Given Forbes’ analysis of the deal, it is a wonder why the Emiratis would invest. Did they make a bad business call, betting—incorrectly, so far—that World Liberty would be lucrative enough that they’d eventually make their money back? Or did they have ulterior motives?
It’s worth noting that the United States and the UAE went on a dealmaking spree together last year. In his role as the UAE’s national security advisor, Tahnoon secured his country access to powerful AI chips that the U.S. had previously kept close to the chest due to national security concerns. That deal was announced on May 15, just two weeks after the Binance-MGX-USD1 deal went through, and was reportedly negotiated in part by Trump envoy Steve Witkoff, who along with his son Zach co-founded World Liberty Financial.
The Defense Department also announced potential arms sales totaling $1.4 billion to the UAE, where the U.S. has an Air Force base and 3,500 deployed troops, that same month. The UAE did make a big promise in exchange for the above deals: $1.4 trillion in investments in the United States over ten years. That figure is more than twice as large as the tiny monarchy’s entire annual economy. Just last month, MGX, the state-owned, Tahoon-chaired UAE investment firm, was able to purchase a stake in the Trump-brokered sale of TikTok.
All this smoke has Democrats in Congress shouting fire. “Corruption, plain and simple,” Massachusetts Sen. Elizabeth Warren posted on X, formerly Twitter. “Trump is bought and paid for by Abu Dhabi royals,” Arizona Sen. Ruben Gallego wrote. After the Binance-MGX-USD1 deal was announced last year, Trump opponents in the Senate filed a resolution to enforce the Constitution’s foreign emoluments clause, which bars presidents from “accept[ing] of any present, Emolument, Office, or Title, of any kind whatever, from any King, Prince, or foreign State” without Congress’ consent. Republicans blocked the measure. Warren and Oregon Sen. Jeff Merkley wrote to Binance and MGX at that time, asking why they settled the transaction in USD1 rather than fiat or another cryptocurrency. Any responses have not been made public. The senators also pressed the Office of Government Ethics to weigh in. That office has not responded to their request.

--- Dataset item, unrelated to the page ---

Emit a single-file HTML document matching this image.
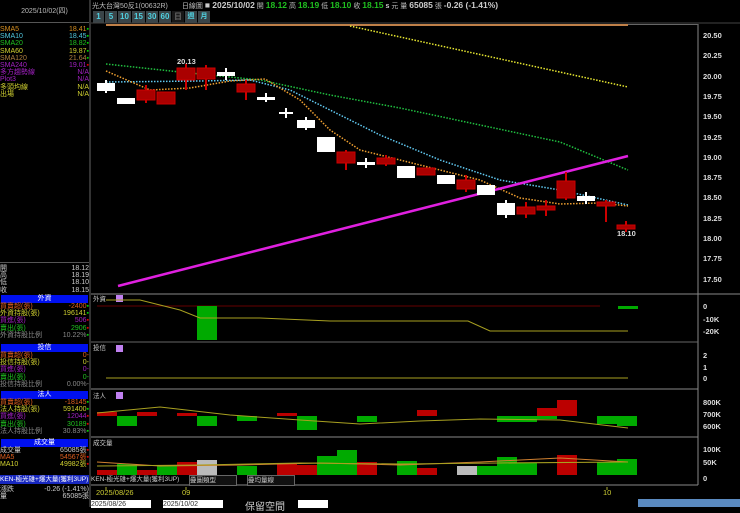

But all involved parties have strenuously denied any connection between Trump-tied cryptocurrency deals and official agreements. David Wachsman, a spokesperson for World Liberty, called Forbes’ assertions “laughable” and denied that World Liberty’s deal with Tahnoon had anything to do with the Trump administration’s chips deal. “We are proud to report that since this investment took place, our company has grown materially,” he added. “Based on current operations, adoption, and transaction volume, World Liberty Financial today would be valued well in excess of the original investment level.” MGX chief communications officer Noelle Camilleri did not immediately respond to a request for comment, but has previously told Forbes that her company used USD1 to invest in Binance because of its business suitability, the currency of its backing assets and its “compliance history” (though USD1 was brand new at the time). Anna Kelly, a White House spokesperson, pointed to statements previously made to the Journal. “President Trump only acts in the best interests of the American public,” she wrote. “There are no conflicts of interest.”